Our clothes, what we choose, what we refuse, are not the most important elements in our re-rise, as it were, but they are markers, our signposts, our private legacies to public histories. What we wish to say with them naturally depends on us. Yes, yes, you will say we have so many issues, so many problems, so much that we do not have, why focus on clothes?

Unsaid statement

To that I say because clothes are part of our primal pretence. They are our unsaid statement, our subliminal projection to the world.

Every nation and people are made up of not merely facts but also, so, so vitally, fiction. Our pretences keep us alive when facts let us down. Our pretences are our living history. It is our soft power. Like Hollywood and America, like dry humour and the British, like reticence and the Swiss, like elegance, and luxury, and the Japanese.

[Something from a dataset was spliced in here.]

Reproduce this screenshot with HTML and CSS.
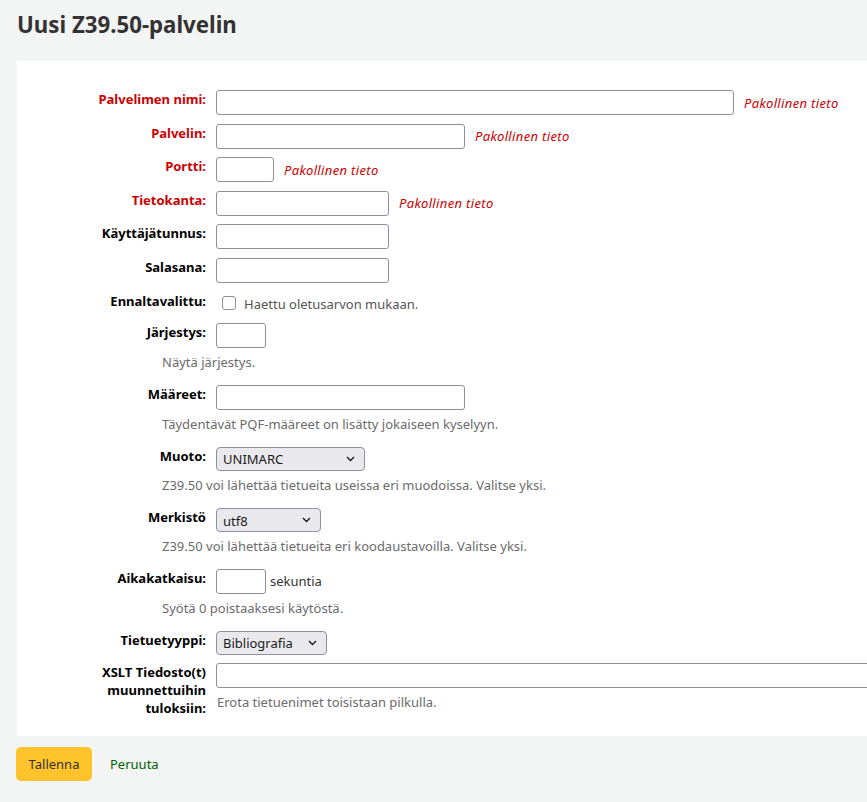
FILE: index.html
```html
<!DOCTYPE html>
<html lang="fi">
<head>
<meta charset="utf-8">
<title>Uusi Z39.50-palvelin</title>
<link rel="stylesheet" href="styles.css">
</head>
<body>
<main class="page">
  <h1 class="title">Uusi Z39.50-palvelin</h1>
  <form class="form">
    <fieldset class="panel">
      <ol class="rows">
        <li class="row">
          <div class="line">
            <label class="lbl req" for="name">Palvelimen nimi:</label>
            <div class="field"><input class="text w-name" id="name" type="text"><span class="required">Pakollinen tieto</span></div>
          </div>
        </li>
        <li class="row">
          <div class="line">
            <label class="lbl req" for="host">Palvelin:</label>
            <div class="field"><input class="text w-wide" id="host" type="text"><span class="required">Pakollinen tieto</span></div>
          </div>
        </li>
        <li class="row">
          <div class="line">
            <label class="lbl req" for="port">Portti:</label>
            <div class="field"><input class="text w-port" id="port" type="text"><span class="required">Pakollinen tieto</span></div>
          </div>
        </li>
        <li class="row">
          <div class="line">
            <label class="lbl req" for="db">Tietokanta:</label>
            <div class="field"><input class="text w-mid" id="db" type="text"><span class="required">Pakollinen tieto</span></div>
          </div>
        </li>
        <li class="row">
          <div class="line">
            <label class="lbl" for="user">Käyttäjätunnus:</label>
            <div class="field"><input class="text w-mid" id="user" type="text"></div>
          </div>
        </li>
        <li class="row">
          <div class="line">
            <label class="lbl" for="pass">Salasana:</label>
            <div class="field"><input class="text w-mid" id="pass" type="text"></div>
          </div>
        </li>
        <li class="row">
          <div class="line">
            <label class="lbl" for="checked">Ennaltavalittu:</label>
            <div class="field"><input class="check" id="checked" type="checkbox"><span class="check-text">Haettu oletusarvon mukaan.</span></div>
          </div>
        </li>
        <li class="row">
          <div class="line">
            <label class="lbl" for="rank">Järjestys:</label>
            <div class="field"><input class="text w-small" id="rank" type="text"></div>
          </div>
          <div class="hint">Näytä järjestys.</div>
        </li>
        <li class="row">
          <div class="line">
            <label class="lbl" for="attr">Määreet:</label>
            <div class="field"><input class="text w-wide" id="attr" type="text"></div>
          </div>
          <div class="hint">Täydentävät PQF-määreet on lisätty jokaiseen kyselyyn.</div>
        </li>
        <li class="row">
          <div class="line">
            <label class="lbl">Muoto:</label>
            <div class="field">
              <div class="select s-format"><span>UNIMARC</span><svg class="chev" width="9" height="6" viewBox="0 0 9 6"><path d="M1 1 L4.5 4.5 L8 1" fill="none" stroke="#1b1b1b" stroke-width="1.4"/></svg></div>
            </div>
          </div>
          <div class="hint">Z39.50 voi lähettää tietueita useissa eri muodoissa. Valitse yksi.</div>
        </li>
        <li class="row">
          <div class="line">
            <label class="lbl">Merkistö</label>
            <div class="field">
              <div class="select s-enc"><span class="low">utf8</span><svg class="chev" width="9" height="6" viewBox="0 0 9 6"><path d="M1 1 L4.5 4.5 L8 1" fill="none" stroke="#1b1b1b" stroke-width="1.4"/></svg></div>
            </div>
          </div>
          <div class="hint">Z39.50 voi lähettää tietueita eri koodaustavoilla. Valitse yksi.</div>
        </li>
        <li class="row">
          <div class="line">
            <label class="lbl" for="timeout">Aikakatkaisu:</label>
            <div class="field"><input class="text w-small" id="timeout" type="text"><span class="unit">sekuntia</span></div>
          </div>
          <div class="hint">Syötä 0 poistaaksesi käytöstä.</div>
        </li>
        <li class="row">
          <div class="line">
            <label class="lbl">Tietuetyyppi:</label>
            <div class="field">
              <div class="select s-type"><span>Bibliografia</span><svg class="chev" width="9" height="6" viewBox="0 0 9 6"><path d="M1 1 L4.5 4.5 L8 1" fill="none" stroke="#1b1b1b" stroke-width="1.4"/></svg></div>
            </div>
          </div>
        </li>
        <li class="row">
          <div class="line">
            <label class="lbl" for="xslt">XSLT Tiedosto(t) muunnettuihin tuloksiin:</label>
            <div class="field field-col">
              <input class="text w-full" id="xslt" type="text">
              <div class="hint-inline">Erota tietuenimet toisistaan pilkulla.</div>
            </div>
          </div>
        </li>
      </ol>
    </fieldset>
    <div class="actions">
      <button class="btn-save" type="button">Tallenna</button>
      <a class="cancel" href="#">Peruuta</a>
    </div>
  </form>
</main>
</body>
</html>
```

FILE: styles.css
```css
html, body {
  margin: 0;
  padding: 0;
}
body {
  background: #f3f4f4;
  font-family: "Noto Sans", "Open Sans", sans-serif;
  font-size: 13px;
  color: #000;
  overflow-x: hidden;
}
.page {
  padding: 10.5px 0 0 0;
}
.title {
  margin: 0 0 22.5px 17px;
  font-size: 22.25px;
  line-height: 28px;
  font-weight: 700;
  color: #333;
}
.form {
  margin: 0;
}
.panel {
  margin: 0 -40px 0 17px;
  padding: 0;
  border: 0;
  background: #fff;
  min-width: 0;
}
.rows {
  list-style: none;
  margin: 0;
  padding: 29px 0 10.7px 0;
}
.row {
  margin: 0 0 8.6px 0;
}
.line {
  display: flex;
  align-items: flex-start;
}
.lbl {
  flex: 0 0 130px;
  margin: 0 10px 0 59px;
  text-align: right;
  font-weight: 700;
  line-height: 18px;
}
.lbl.req {
  color: #cc0000;
}
.field {
  display: flex;
  align-items: center;
  min-height: 18px;
}
.field-col {
  flex-direction: column;
  align-items: flex-start;
}
.text {
  box-sizing: border-box;
  height: 25px;
  margin: 0;
  padding: 2px 6px;
  border: 1px solid #8f8f9d;
  border-radius: 3px;
  background: #fff;
  font: inherit;
}
.w-name { width: 518px; }
.w-wide { width: 249px; }
.w-port { width: 58px; }
.w-mid { width: 173px; }
.w-small { width: 50px; }
.w-full { width: 700px; }
.required {
  margin-left: 10px;
  color: #cc0000;
  font-style: italic;
  letter-spacing: 0.35px;
}
.check {
  appearance: none;
  -webkit-appearance: none;
  box-sizing: border-box;
  width: 14px;
  height: 14px;
  margin: 4.5px 8px 4.5px 6px;
  border: 1px solid #8f8f9d;
  border-radius: 3px;
  background: #fff;
}
.check-text {
  color: #555;
  padding-top: 1px;
}
.unit {
  margin-left: 4px;
  color: #333;
}
.hint {
  padding: 5px 0 5.3px 145px;
  line-height: 18px;
  color: #6b6b6b;
}
.hint-inline {
  padding-top: 5px;
  margin-left: 1px;
  line-height: 18px;
  color: #6b6b6b;
}
.select {
  box-sizing: border-box;
  height: 24px;
  display: flex;
  align-items: center;
  justify-content: space-between;
  padding: 0 9px 0 6px;
  border: 1px solid #8f8f9d;
  border-radius: 4px;
  background: #e9e9ed;
  color: #1b1b1b;
}
.select .low {
  padding-top: 2px;
}
.s-format { width: 149px; }
.s-enc { width: 105px; }
.s-type { width: 111px; }
.actions {
  display: flex;
  align-items: center;
  gap: 18px;
  padding: 11px 0 0 16px;
}
.btn-save {
  box-sizing: border-box;
  width: 76px;
  height: 34px;
  border: 0;
  border-radius: 5px;
  background: #ffc32b;
  color: #333;
  font: inherit;
  padding: 0;
}
.cancel {
  color: #006100;
  text-decoration: none;
}
```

So every rise, and re-rise, must have its pretences. Things are not but can, could, why not, be. The pretences swirl in that wonderful thing called public imagination (have you ever wondered that nothing imagines quite like the public?) and sometimes, if we are lucky, the pretences create new histories, chart a new path for us.

Our clothes are part of the story we tell about ourselves to others and also to ourselves.

There is an artist that I love. Egon Schiele, protégé of Klimt, died, I think, at 28. Every time I see his work I think of our pretences and indeed how, above all else, to our own hypocrisies we must be true.

Clothes, ladies and gentlemen, are part of our pretences and are also what we pretend to be.